The city council proposed to grant extraordinary powers to the mayor, which include:
  • Banning the sale of firearms and ammunition;
  • Banning the sale of any alcohol;
  • Closing of all bars, taverns, liquor stores, etc.;
  • Banning the sale or giving away of gasoline or other liquid flammable or combustible products in any container other than a gasoline tank permanently fixed to a motor vehicle;
  • Directing the shut-off of power, water, gas, etc.
  • Taking possession of private property and obtaining full title to same;
  • Prohibiting or restricting entry and exit to and from the city.

How the hell is any of this legal?  Why is it necessary?  It's not, IMO, and they're pushing to see how many sheep we have in the population. 

March 16, 2020 -  his is exactly what I was afraid would happen, using this "crisis" for massive government overreach and control and loss of freedom in the name of public safety...It's almost out of control now...People in office are power hungry control freaks who see this as an opportunity to set some precedents that will become accepted practice in future years.

March 17, 2020 - Social media shaming and gang raping contrary opinions has led to a herd mentality on this event that we will all be shamed by later on.  The truth is that there's no one in charge, and the ones who think they are in control have lost control of events.  I have no idea how it's going to play out now, but I'm hoping for some sort of sheepish return to good sense by May.  I fear it could be longer, though.

March 17, 2020 - Kemp and his team sounded like they're on top of the situation with pragmatic sensible answers. Hopefully we are beginning to pull back on the insane overreaching.









Wednesday, March 18, 2020

background noise

I'm ready for this Wuhan Bat Flu pandemic to fade a little.  The stock market has dropped the Dow from near 30 thousand to just under 20 thousand, a loss of about one third.  My IRA is shot and unless it recovers, so are my longer term plans for retirement.

The news stories are all of the increasing number of cases, but never of the deaths, which is the real number.  Cases don't mean a thing because the sampling, the testing, is not being done randomly out of the entire population, but selectively only from those who present themselves with symptoms.  Deaths will be low.

Toilet paper shortages?  Really?  Hoarding, social distancing, businesses by the hundreds of thousands closing, layoffs, canceled presidential primaries, worry - all are becoming common.  The news media is beginning to be repetitious, which is a good sign.  Soon the novelty will wear off and we'll notice we need more in our lives than news about the virus.

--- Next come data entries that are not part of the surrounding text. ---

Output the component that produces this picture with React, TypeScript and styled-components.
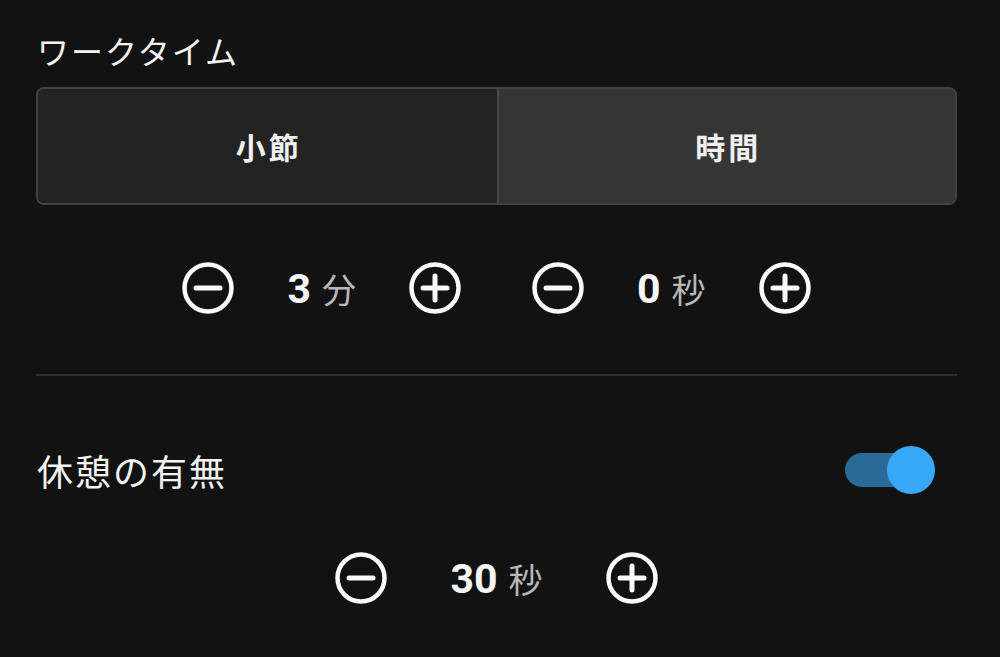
import React, { useState } from 'react';
import styled, { createGlobalStyle } from 'styled-components';

const GlobalStyle = createGlobalStyle`
	html, body {
		margin: 0;
		padding: 0;
		background: #121212;
	}
	body {
		font-family: 'Noto Sans CJK JP', 'Noto Sans', sans-serif;
		color: #f2f2f2;
	}
`;

const Panel = styled.div`
	width: 921px;
	padding: 31px 0 0 36px;
	display: flex;
	flex-direction: column;
`;

const SectionTitle = styled.div`
	font-size: 32px;
	line-height: 38px;
	letter-spacing: 2px;
	padding-left: 1px;
	color: #f4f4f4;
`;

const Segmented = styled.div`
	margin-top: 18px;
	height: 118px;
	box-sizing: border-box;
	display: grid;
	grid-template-columns: 1fr 1fr;
	border: 2px solid #424242;
	border-radius: 8px;
	overflow: hidden;
`;

const Segment = styled.button<{ $active: boolean }>`
	border: none;
	margin: 0;
	padding: 0 0 0 3px;
	background: ${(p) => (p.$active ? '#353535' : '#232323')};
	border-left: ${(p) => (p.$active ? '2px solid #474747' : 'none')};
	color: #f0f0f0;
	font-family: 'Noto Sans CJK JP', sans-serif;
	font-size: 30px;
	letter-spacing: 3px;
	font-weight: 700;
	cursor: pointer;
`;

const StepperLine = styled.div<{ $top: number }>`
	margin-top: ${(p) => p.$top}px;
	display: flex;
	justify-content: center;
	gap: 69px;
`;

const Stepper = styled.div<{ $gap: number }>`
	display: flex;
	align-items: center;
	gap: ${(p) => p.$gap}px;
`;

const IconButton = styled.button`
	width: 54px;
	height: 54px;
	padding: 0;
	border: none;
	background: none;
	color: #fafafa;
	cursor: pointer;
	display: flex;
	align-items: center;
	justify-content: center;
`;

const Value = styled.div`
	display: flex;
	align-items: baseline;
	gap: 11px;
`;

const Num = styled.span`
	font-family: Roboto, 'Liberation Sans', sans-serif;
	font-weight: 700;
	font-size: 41px;
	color: #f6f6f6;
`;

const Unit = styled.span`
	font-size: 34px;
	color: #b8b8b8;
`;

const Divider = styled.hr`
	margin: 59px 0 0;
	border: none;
	height: 2px;
	background: #2f2f2f;
`;

const ToggleRow = styled.div`
	margin-top: 70px;
	display: flex;
	align-items: center;
	justify-content: space-between;
	padding-right: 22px;
	height: 48px;
`;

const RowLabel = styled.div`
	font-size: 36px;
	line-height: 42px;
	letter-spacing: 2px;
	padding-left: 1px;
	color: #f4f4f4;
`;

const Switch = styled.button`
	position: relative;
	width: 92px;
	height: 48px;
	padding: 0;
	border: none;
	background: none;
	cursor: pointer;
	display: flex;
	align-items: center;
`;

const Track = styled.span<{ $on: boolean }>`
	margin-left: 2px;
	width: 70px;
	height: 34px;
	border-radius: 17px;
	background: ${(p) => (p.$on ? '#2a6a99' : '#555')};
`;

const Thumb = styled.span<{ $on: boolean }>`
	position: absolute;
	top: 0;
	left: ${(p) => (p.$on ? '44px' : '0')};
	width: 48px;
	height: 48px;
	border-radius: 50%;
	background: ${(p) => (p.$on ? '#38a9f6' : '#ddd')};
`;

const CircleIcon = ({ plus }: { plus?: boolean }) => (
	<svg width="54" height="54" viewBox="0 0 54 54" fill="none" stroke="currentColor">
		<circle cx="27" cy="27" r="23.5" strokeWidth="4.5" />
		<line x1="15" y1="27" x2="39" y2="27" strokeWidth="5" strokeLinecap="round" />
		{plus && <line x1="27" y1="15" x2="27" y2="39" strokeWidth="5" strokeLinecap="round" />}
	</svg>
);

const Counter = ({ value, unit, gap }: { value: number; unit: string; gap: number }) => (
	<Stepper $gap={gap}>
		<IconButton aria-label="decrease">
			<CircleIcon />
		</IconButton>
		<Value>
			<Num>{value}</Num>
			<Unit>{unit}</Unit>
		</Value>
		<IconButton aria-label="increase">
			<CircleIcon plus />
		</IconButton>
	</Stepper>
);

const App = () => {
	const [mode, setMode] = useState<'round' | 'time'>('time');
	const [rest, setRest] = useState(true);

	return (
		<>
			<GlobalStyle />
			<Panel>
				<SectionTitle>ワークタイム</SectionTitle>
				<Segmented>
					<Segment $active={mode === 'round'} onClick={() => setMode('round')}>
						小節
					</Segment>
					<Segment $active={mode === 'time'} onClick={() => setMode('time')}>
						時間
					</Segment>
				</Segmented>
				<StepperLine $top={56}>
					<Counter value={3} unit="分" gap={52} />
					<Counter value={0} unit="秒" gap={52} />
				</StepperLine>
				<Divider />
				<ToggleRow>
					<RowLabel>休憩の有無</RowLabel>
					<Switch onClick={() => setRest(!rest)}>
						<Track $on={rest} />
						<Thumb $on={rest} />
					</Switch>
				</ToggleRow>
				<StepperLine $top={57}>
					<Counter value={30} unit="秒" gap={62} />
				</StepperLine>
			</Panel>
		</>
	);
};

export default App;
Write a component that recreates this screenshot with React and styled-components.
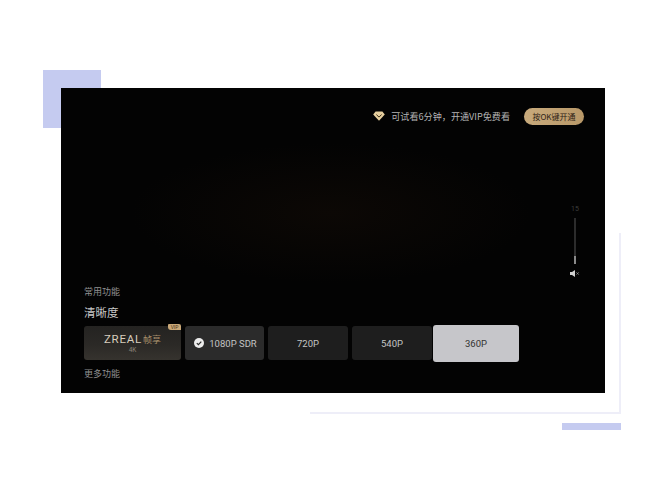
import React from "react";
import styled, { createGlobalStyle } from "styled-components";

const GlobalStyle = createGlobalStyle`
  html, body {
    margin: 0;
    padding: 0;
    background: #ffffff;
    font-family: "Noto Sans CJK SC", "Roboto", sans-serif;
  }
`;
const Page = styled.div`
  position: relative;
  width: 667px;
  height: 500px;
  padding: 88px 62px 0 61px;
  box-sizing: border-box;
  overflow: hidden;
  background: #ffffff;
`;
// decoration behind the player
const BlueSquare = styled.div`
  position: absolute;
  left: 43px;
  top: 70px;
  width: 58px;
  height: 58px;
  background: #c5cbf0;
`;
const OutlineRight = styled.div`
  position: absolute;
  left: 619px;
  top: 233px;
  width: 2px;
  height: 180px;
  background: #eeeef8;
`;
const OutlineBottom = styled.div`
  position: absolute;
  left: 310px;
  top: 412px;
  width: 311px;
  height: 2px;
  background: #eeeef8;
`;
const BlueBar = styled.div`
  position: absolute;
  left: 562px;
  top: 423px;
  width: 59px;
  height: 7px;
  background: #c5cbf0;
`;
const Player = styled.div`
  position: relative;
  width: 544px;
  height: 305px;
  box-sizing: border-box;
  padding: 20px 21px 0 23px;
  display: flex;
  flex-direction: column;
  background:
    radial-gradient(ellipse 200px 70px at 270px 125px, #0c0805 0%, rgba(10, 7, 3, 0) 100%),
    #030303;
`;
const TopBar = styled.div`
  display: flex;
  justify-content: flex-end;
  align-items: center;
  height: 16px;
`;
const TrialText = styled.span`
  margin-left: 6px;
  font-size: 9.1px;
  line-height: 16px;
  color: #b4b4b4;
  white-space: nowrap;
`;
const OpenButton = styled.div`
  margin-left: 14px;
  width: 60px;
  height: 17px;
  border-radius: 9px;
  display: flex;
  align-items: center;
  justify-content: center;
  font-size: 8px;
  color: #2e2216;
  background: linear-gradient(90deg, #c8aa7c, #b89868);
  white-space: nowrap;
`;
const Volume = styled.div`
  align-self: flex-end;
  margin: 81px 0 0 0;
  width: 18px;
  display: flex;
  flex-direction: column;
  align-items: center;
`;
const VolumeValue = styled.div`
  font-family: "Roboto", sans-serif;
  font-size: 7px;
  line-height: 8px;
  color: #3d3d3d;
`;
const VolumeTrack = styled.div`
  margin-top: 5px;
  width: 2px;
  height: 46px;
  display: flex;
  align-items: flex-end;
  background: #2c2c2c;
`;
const VolumeFill = styled.div`
  width: 2px;
  height: 8px;
  background: #8a8a8a;
`;
const MuteIcon = styled.svg`
  margin-top: 6px;
  display: block;
`;
const SectionLabel = styled.div`
  font-size: 9px;
  line-height: 12px;
  color: #909090;
`;
const CommonLabel = styled(SectionLabel)`
  margin-top: 9px;
`;
const MoreLabel = styled(SectionLabel)`
  margin-top: 6px;
`;
const Heading = styled.div`
  margin-top: 7px;
  font-size: 11.5px;
  line-height: 15px;
  color: #c8c8c8;
`;
const Cards = styled.div`
  margin-top: 4px;
  height: 38px;
  display: flex;
  align-items: center;
`;
const Card = styled.div`
  position: relative;
  box-sizing: border-box;
  width: ${(p) => p.$w}px;
  height: ${(p) => (p.$active ? 37 : 34)}px;
  margin-right: ${(p) => p.$gap}px;
  border-radius: 3px;
  display: flex;
  flex-direction: column;
  align-items: center;
  justify-content: center;
  font-family: "Roboto", sans-serif;
  font-size: 9.5px;
  color: ${(p) => (p.$active ? "#333333" : "#c4c4c4")};
  background: ${(p) => (p.$active ? "#c6c6ca" : p.$light ? "#2b2b2b" : "#1e1e1e")};
`;
const ZrealCard = styled(Card)`
  background: linear-gradient(180deg, #242321 0%, #2b2926 55%, #36332e 100%);
`;
const ZrealTitle = styled.div`
  font-size: 11.5px;
  line-height: 12px;
  letter-spacing: 0.8px;
  color: #d8cdbc;
  white-space: nowrap;
  span {
    font-family: "Noto Sans CJK SC", sans-serif;
    font-size: 9px;
    letter-spacing: 0;
    color: #a8906c;
    margin-left: 1px;
  }
`;
const ZrealSub = styled.div`
  font-size: 6.5px;
  line-height: 8px;
  color: #8a8378;
`;
const VipBadge = styled.div`
  position: absolute;
  top: -2px;
  right: 0;
  width: 13px;
  height: 6px;
  border-radius: 1px 2px 0 3px;
  font-size: 5px;
  line-height: 6px;
  text-align: center;
  color: #4a3418;
  background: #c9a878;
`;
const CheckRow = styled.div`
  padding-left: 2px;
  display: flex;
  align-items: center;
  gap: 5px;
  white-space: nowrap;
`;

const resolutions = [
  { label: "720P", w: 80, gap: 4 },
  { label: "540P", w: 80, gap: 1 },
  { label: "360P", w: 86, gap: 0, active: true },
];

const DiamondIcon = () => (
  <svg width="12" height="10" viewBox="0 0 12 10">
    <path d="M2.6 0.5h6.8L11.8 3.6 6 9.7 0.2 3.6z" fill="#e6cf9f" />
    <path d="M3.4 3.6 6 6.1 8.6 3.6" fill="none" stroke="#3a2c14" strokeWidth="1" />
  </svg>
);

const CheckIcon = () => (
  <svg width="10" height="10" viewBox="0 0 10 10">
    <circle cx="5" cy="5" r="5" fill="#ececec" />
    <path d="M2.8 5.1 4.4 6.7 7.3 3.6" fill="none" stroke="#2b2b2b" strokeWidth="1.2" />
  </svg>
);

export default function App() {
  return (
    <Page>
      <GlobalStyle />
      <BlueSquare />
      <OutlineRight />
      <OutlineBottom />
      <BlueBar />
      <Player>
        <TopBar>
          <DiamondIcon />
          <TrialText>可试看6分钟，开通VIP免费看</TrialText>
          <OpenButton>按OK键开通</OpenButton>
        </TopBar>
        <Volume>
          <VolumeValue>15</VolumeValue>
          <VolumeTrack>
            <VolumeFill />
          </VolumeTrack>
          <MuteIcon width="10" height="7" viewBox="0 0 10 7">
            <path d="M0 2h2L5 0v7L2 5H0z" fill="#d0d0d0" />
            <path d="M6.5 2.4 8.7 4.6M8.7 2.4 6.5 4.6" stroke="#9a9a9a" strokeWidth="0.8" />
          </MuteIcon>
        </Volume>
        <CommonLabel>常用功能</CommonLabel>
        <Heading>清晰度</Heading>
        <Cards>
          <ZrealCard $w={97} $gap={4}>
            <ZrealTitle>
              ZREAL<span>帧享</span>
            </ZrealTitle>
            <ZrealSub>4K</ZrealSub>
            <VipBadge>VIP</VipBadge>
          </ZrealCard>
          <Card $w={79} $gap={4} $light>
            <CheckRow>
              <CheckIcon />
              1080P SDR
            </CheckRow>
          </Card>
          {resolutions.map((r) => (
            <Card key={r.label} $w={r.w} $gap={r.gap} $active={r.active}>
              {r.label}
            </Card>
          ))}
        </Cards>
        <MoreLabel>更多功能</MoreLabel>
      </Player>
    </Page>
  );
}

This is the new normal for a while, so the virus and its news will become background noise for whatever else we're doing in our daily lives.  It's about damned time we wake up from this fever dream and realize most of us should be ashamed of how we've been acting.

Friday, March 13, 2020

Wuhan Bat Flu

Here's an interesting thing to think about.  Would the collective freakout have occurred if the outbreak had a different name with the word "flu" in it?  We'll never know, but I believe part of the problem is that the name sounds like something out of control already, whereas if it were the "Blank Blank Flu" it wouldn't sound so bad.

Thus, for me it's now the Wuhan Bat Flu.
 
At this point, it appears we are in the midst of mass hysteria with everything from schools to the NBA season closed down.  We have elevated a problem into a crisis, causing damage where none should have occurred and trashing our economy in the name of stopping the spread of something we can't control but could mitigate.
 
The focus should be on mitigating the highest risks, not stopping the spread, which is impossible.